In Colorado, a downhill truck speed warning system installed on a curved section of I-70 reduced 85th percentile truck speeds by 27 percent.
One such best practice is speed warning systems, a tool available for crash prevention and safety. Speed warning systems are effective for locations that experience sizeable speed differentials such as mountain passes or curves that require commercial vehicles to slow more than passenger vehicles. Typical speed warning systems are composed of speed measurement technology, an automatic speed classification system, a weigh-in-motion system, and a dynamic message sign to communicate with drivers. The primary use for this technology is for commercial vehicle operations.

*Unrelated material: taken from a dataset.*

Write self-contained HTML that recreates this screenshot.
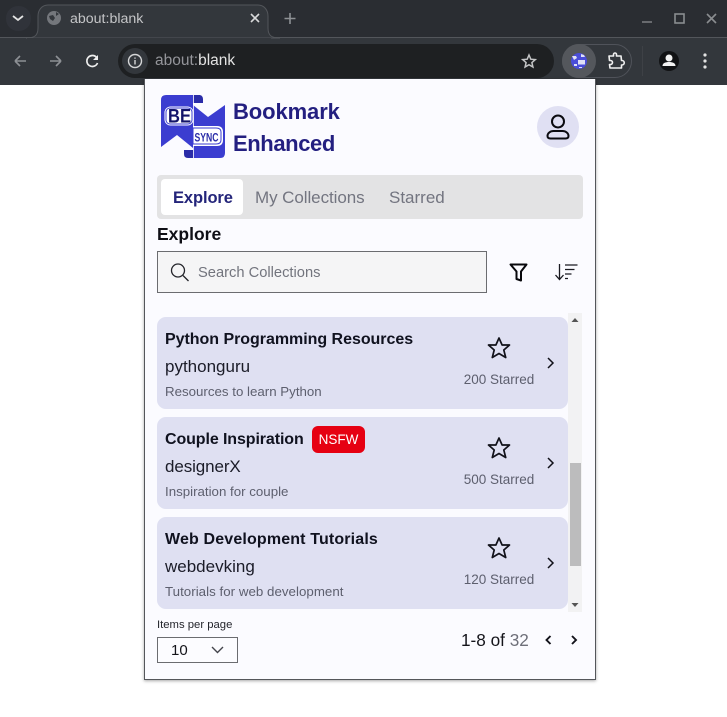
<!DOCTYPE html>
<html><head><meta charset="utf-8"><style>
*{box-sizing:border-box}
html,body{margin:0;padding:0;width:727px;height:717px;overflow:hidden;background:#fff;font-family:"Liberation Sans",sans-serif}
.a{position:absolute;white-space:nowrap}
svg{position:absolute;overflow:visible}
.card{position:absolute;left:157px;width:411px;height:92px;background:#dfe0f2;border-radius:9px}
.t{font-weight:700;font-size:16px;color:#10121f}
.u{font-size:17px;color:#1b1c28}
.d{font-size:13.3px;color:#5d5f6e}
.s{font-size:13.5px;color:#5d5f6e;width:90px;text-align:center}
</style></head><body>
<div class="a" style="left:0;top:0;width:727px;height:38px;background:#2a2d32"></div>
<div class="a" style="left:0;top:37px;width:727px;height:48px;background:#33373c;border-top:1px solid #53565b"></div>
<div class="a" style="left:6px;top:6px;width:25px;height:25px;border-radius:12px;background:#30333a"></div>
<svg style="left:0;top:0" width="727" height="85" fill="none">
<path d="M13 16l5 4 5-4" stroke="#e3e3e3" stroke-width="1.800"/>
<path d="M26 38c8 0 12-2 12-10V16c0-6 4-11 10-11h210c6 0 10 5 10 11v12c0 8 4 10 12 10z" fill="#33373c" stroke="#53565b"/>
<path d="M27 38h244v2H27z" fill="#33373c"/>
<circle cx="54" cy="18" r="7" fill="#74777c"/>
<path d="M49 16l4-1 2 3-2 3-3-2zM56 12l3 2-3 2z" fill="#33373c"/>
<path d="M251 14l8 8M259 14l-8 8" stroke="#d9dadb" stroke-width="1.600"/>
<path d="M290 13v11M284.500 18.500h11" stroke="#8d9094" stroke-width="1.600"/>
<path d="M642 22h10" stroke="#777a7e" stroke-width="1.600"/>
<rect x="675" y="14" width="9" height="9" stroke="#8a8d90" stroke-width="1.600"/>
<path d="M707 14l9 9M716 14l-9 9" stroke="#8a8d90" stroke-width="1.600"/>
<path d="M26 61h-11M15 61l5-5M15 61l5 5" stroke="#8d9094" stroke-width="1.600"/>
<path d="M50 61h11M61 61l-5-5M61 61l-5 5" stroke="#8d9094" stroke-width="1.600"/>
<path d="M97 58a5.500 5.500 0 1 0 .5 5" stroke="#eee" stroke-width="1.700"/><path d="M98 55v5h-5z" fill="#eee"/>
</svg>
<div class="a" style="left:118px;top:44px;width:436px;height:34px;border-radius:17px;background:#1e2022"></div>
<div class="a" style="left:122px;top:48px;width:26px;height:26px;border-radius:13px;background:#33373c"></div>
<svg style="left:0;top:0" width="727" height="85" fill="none">
<circle cx="135" cy="61" r="6.500" stroke="#d5d6d7" stroke-width="1.400"/><path d="M135 60v4.500M135 57.500v1.200" stroke="#d5d6d7" stroke-width="1.400"/>
<path d="M529 55l1.800 4.200 4.500.4-3.400 3 1 4.400-3.900-2.300-3.900 2.300 1-4.400-3.400-3 4.500-.4z" stroke="#c4c5c6" stroke-width="1.500"/>
<rect x="562.500" y="44.500" width="69" height="33" rx="16.500" stroke="#50535a"/>
<circle cx="579" cy="61" r="17" fill="#54575c"/>
<circle cx="579" cy="61" r="8" fill="#4a4dd8"/><path d="M572 56l4 0 1 2-3 2zM581 54l3 1 1 2-4 0zM578 60h7v4.500h-7zM574 64h3v2h-3zM579 67h3v1h-3z" fill="#dfe0f5"/>
<path d="M609 56h4.500v-1.500a1.500 1.500 0 0 1 3 0V56H621l.5 4.500h.5a2 2 0 0 1 0 4.500h-.5v3H610l-.5-3.500h1a2 2 0 0 0 0-4h-1z" stroke="#f0f0f0" stroke-width="1.600" stroke-linejoin="round"/>
<path d="M642.500 46v30" stroke="#3e4146"/>
<circle cx="669" cy="61" r="10" fill="#111214"/>
<circle cx="669" cy="58" r="3.500" fill="#f2f2f2"/><path d="M662.500 66c0-3 3-4 6.500-4s6.500 1 6.500 4z" fill="#f2f2f2"/>
<circle cx="705" cy="55" r="1.600" fill="#e3e3e3"/><circle cx="705" cy="61" r="1.600" fill="#e3e3e3"/><circle cx="705" cy="67" r="1.600" fill="#e3e3e3"/>
</svg>
<div class="a" style="left:70px;top:10px;font-size:14.200px;line-height:18px;color:#c4c5c7">about:blank</div>
<div class="a" style="left:155px;top:52px;font-size:15.500px;line-height:18px;color:#94959a">about:<span style="color:#e3e3e3">blank</span></div>

<div class="a" style="left:144px;top:79px;width:452px;height:601px;background:#fbfbff;border:1px solid #54565a;border-top:0;box-shadow:0 1px 3px rgba(0,0,0,.35)"></div>

<svg style="left:161px;top:95px" width="65" height="64">
<path d="M0 5Q0 0 5 0H32V53L16 40 0 52z" fill="#3b3dd0"/>
<path d="M32 10L47 22 64 10V58Q64 63 59 63H32z" fill="#3b3dd0"/>
<path d="M32 0H39Q42 1 42 4V8H32z" fill="#2a2ca8"/>
<path d="M23 55H32V63H27Q23 63 23 59z" fill="#2a2ca8"/>
<rect x="3.500" y="11.500" width="29" height="19" rx="6" fill="#fff"/>
<rect x="5" y="13" width="26" height="16" rx="4" fill="#fff" stroke="#3b3dd0" stroke-width="1"/>
<path d="M32.500 0V63" stroke="#fff" stroke-width=".8"/>
<path d="M32 31H56Q62 31 62 37V45Q62 51 56 51H32z" fill="#fff"/>
<path d="M32 33H55Q60 33 60 37V45Q60 49 55 49H32z" fill="#fff" stroke="#3b3dd0" stroke-width="1"/>
<text x="7" y="27.500" font-family="Liberation Sans" font-weight="700" font-size="19" fill="#14156a" textLength="23" lengthAdjust="spacingAndGlyphs">BE</text>
<text x="33.500" y="46.500" font-family="Liberation Sans" font-weight="700" font-size="12" fill="#2b2da8" textLength="24" lengthAdjust="spacingAndGlyphs">SYNC</text>
</svg>
<div class="a" style="left:233px;top:98px;font-size:22px;line-height:28px;font-weight:700;color:#231f80;letter-spacing:-.1px">Bookmark</div>
<div class="a" style="left:233px;top:130px;font-size:22px;line-height:28px;font-weight:700;color:#231f80;letter-spacing:-.4px">Enhanced</div>
<div class="a" style="left:537px;top:106px;width:42px;height:42px;border-radius:21px;background:#e0e0f3"></div>
<svg style="left:537px;top:106px" width="42" height="42" fill="none" stroke="#0b0b10" stroke-width="2">
<circle cx="21" cy="15.500" r="6"/><path d="M13.500 32.500h15c2 0 3-1 3-2.500 0-3-3-5-6-5h-9c-3 0-6 2-6 5 0 1.500 1 2.500 3 2.500z"/>
</svg>

<div class="a" style="left:157px;top:175px;width:426px;height:44px;border-radius:4px;background:#e3e3e4"></div>
<div class="a" style="left:161px;top:179px;width:82px;height:36px;border-radius:4px;background:#fff"></div>
<div class="a" style="left:173px;top:188px;font-size:16.500px;line-height:20px;font-weight:700;color:#24257a;letter-spacing:-.1px">Explore</div>
<div class="a" style="left:255px;top:188px;font-size:17px;line-height:20px;color:#737580;letter-spacing:-.07px">My Collections</div>
<div class="a" style="left:389px;top:188px;font-size:17px;line-height:20px;color:#737580">Starred</div>
<div class="a" style="left:157px;top:223px;font-size:17.500px;line-height:22px;font-weight:700;color:#0f0f16">Explore</div>

<div class="a" style="left:157px;top:251px;width:330px;height:42px;background:#f5f5f6;border:1px solid #6b6c70"></div>
<svg style="left:170px;top:263px" width="20" height="20" fill="none" stroke="#24252b" stroke-width="1.300"><circle cx="8" cy="7.500" r="6.500"/><path d="M13 12.500l5.500 5.500"/></svg>
<div class="a" style="left:198px;top:264px;font-size:14.700px;line-height:18px;color:#72747d">Search Collections</div>
<svg style="left:508px;top:262px" width="24" height="22" fill="none" stroke="#08080c" stroke-width="2"><path d="M2.500 2.500h16l-5.500 7v9l-4.500-1.500V9.500z" stroke-linejoin="round"/></svg>
<svg style="left:554px;top:262px" width="26" height="20" fill="none" stroke="#1a1a20" stroke-width="1.300"><path d="M5.500 2v15M1.500 13l4 4.500 4-4.500M11 3h12.500M11 7.500h9.500M11 12h6.500M11 16.500h3"/></svg>

<div class="a" style="left:568px;top:313px;width:14px;height:299px;background:#f2f2f3"></div>
<div class="a" style="left:570px;top:463px;width:11px;height:103px;background:#bcbcbd"></div>
<svg style="left:568px;top:313px" width="14" height="299" fill="#555"><path d="M3.500 9L7 5l3.500 4zM3.500 290l3.500 4 3.500-4z"/></svg>

<div class="card" style="top:317px"></div>
<div class="a t" style="left:165px;top:330px;line-height:19px;letter-spacing:-.03px">Python Programming Resources</div>
<div class="a u" style="left:165px;top:357px;line-height:20px">pythonguru</div>
<div class="a d" style="left:165px;top:384px;line-height:16px">Resources to learn Python</div>
<div class="a s" style="left:454px;top:372px;line-height:16px">200 Starred</div>

<div class="card" style="top:417px"></div>
<div class="a t" style="left:165px;top:430px;line-height:19px;letter-spacing:-.1px">Couple Inspiration</div>
<div class="a" style="left:312px;top:426px;width:53px;height:27px;border-radius:6px;background:#e60012;color:#fff;font-size:13.500px;line-height:27px;text-align:center">NSFW</div>
<div class="a u" style="left:165px;top:457px;line-height:20px;letter-spacing:-.1px">designerX</div>
<div class="a d" style="left:165px;top:484px;line-height:16px">Inspiration for couple</div>
<div class="a s" style="left:454px;top:472px;line-height:16px">500 Starred</div>

<div class="card" style="top:517px"></div>
<div class="a t" style="left:165px;top:530px;line-height:19px;letter-spacing:.15px">Web Development Tutorials</div>
<div class="a u" style="left:165px;top:557px;line-height:20px">webdevking</div>
<div class="a d" style="left:165px;top:584px;line-height:16px;letter-spacing:.03px">Tutorials for web development</div>
<div class="a s" style="left:454px;top:572px;line-height:16px">120 Starred</div>

<svg style="left:0;top:0" width="727" height="717" fill="none" stroke="#12121a" stroke-width="1.700">
<path d="M499 338l3.100 7h7.400l-5.700 5 1.900 7.500-6.700-4-6.700 4 1.900-7.500-5.700-5h7.400z" stroke-linejoin="round"/>
<path d="M499 438l3.100 7h7.400l-5.700 5 1.900 7.500-6.700-4-6.700 4 1.900-7.500-5.700-5h7.400z" stroke-linejoin="round"/>
<path d="M499 538l3.100 7h7.400l-5.700 5 1.900 7.500-6.700-4-6.700 4 1.900-7.500-5.700-5h7.400z" stroke-linejoin="round"/>
<path d="M548 358l5 5-5 5M548 458l5 5-5 5M548 558l5 5-5 5" stroke-width="1.500"/>
<path d="M550.500 636l-4 4 4 4M572 636l4 4-4 4" stroke-width="1.900"/>
</svg>

<div class="a" style="left:157px;top:618px;font-size:11.300px;line-height:14px;color:#24252c">Items per page</div>
<div class="a" style="left:157px;top:637px;width:81px;height:26px;background:#fcfcff;border:1px solid #6b6c70"></div>
<div class="a" style="left:171px;top:642px;font-size:15px;line-height:18px;color:#14141a">10</div>
<svg style="left:211px;top:646px" width="14" height="8" fill="none" stroke="#44454c" stroke-width="1.400"><path d="M1 1l5.500 5.500L12 1"/></svg>
<div class="a" style="left:461px;top:631px;font-size:17.200px;line-height:19px;color:#14141a">1-8 of <span style="color:#6e6f79">32</span></div>
</body></html>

In Glenwood Canyon, Colorado a truck speed warning system was installed in September 1996 to improve safety and reduce runaway truck accidents on a steep section of I-70. The automated system used a radar gun to determine the speed of trucks approaching the curve, and if a speeding truck was detected a dynamic message sign was activated that read "YOU ARE SPEEDING AT [XX] MPH / 45 MPH CURVE AHEAD." The curve, was located on a down grade and curve geometry tightened from 7 to 5 degrees midway. Based on limited sight distance, the maximum design speed for the curve was estimated at 45 mi/h.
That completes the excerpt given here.